Don’t be surprised by the impulse to not leave, to follow the river down to the Gulf of California and mosey along in Mexico to who knows where. But that’s a whole other brochure.
Afloat in Grand Canyon
When to go: River-running companies generally offer Grand Canyon trips from late April into November. Summer is the busy but sunbaked season--daily high temperatures on the river often top 100 degrees. Cooling off is as easy as dunking yourself in the river, but milder weather (and less congestion on the river) make spring and fall the prime seasons.
How to go: Grand Canyon National Park can provide a list of more than a dozen river-running companies offering motor-powered trips, oar trips, or both.
Avoid the motor trips; if you’re seeking noise and exhaust fumes, stay home. Sure, oar trips take longer to cover the same territory.
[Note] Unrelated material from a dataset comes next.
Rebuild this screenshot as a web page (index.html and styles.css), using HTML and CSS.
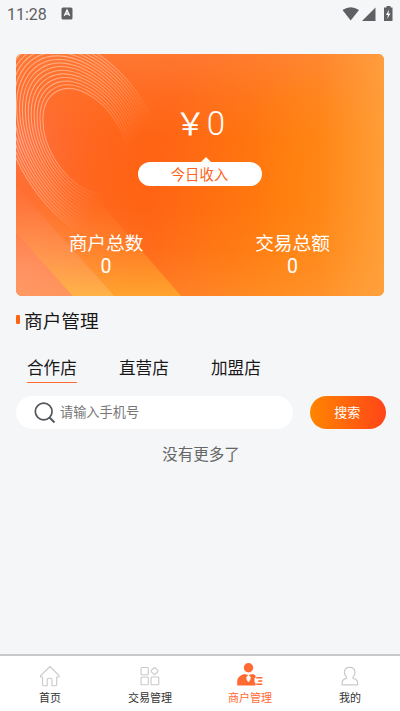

But if you don’t have two weeks to see the whole canyon, you can see the first half (the elegant, sculpted red rock of the Marble Canyon stretch) in five days, or the second half (including the turquoise waterfalls of Havasu Canyon) in a week or so.
Equipment: You can travel by inflatable raft or dory (a hard-hulled rowboat); the rafts ride a little smoother, while the dories bob and roll and give you a better feel for every nuance of current. Either way is fine.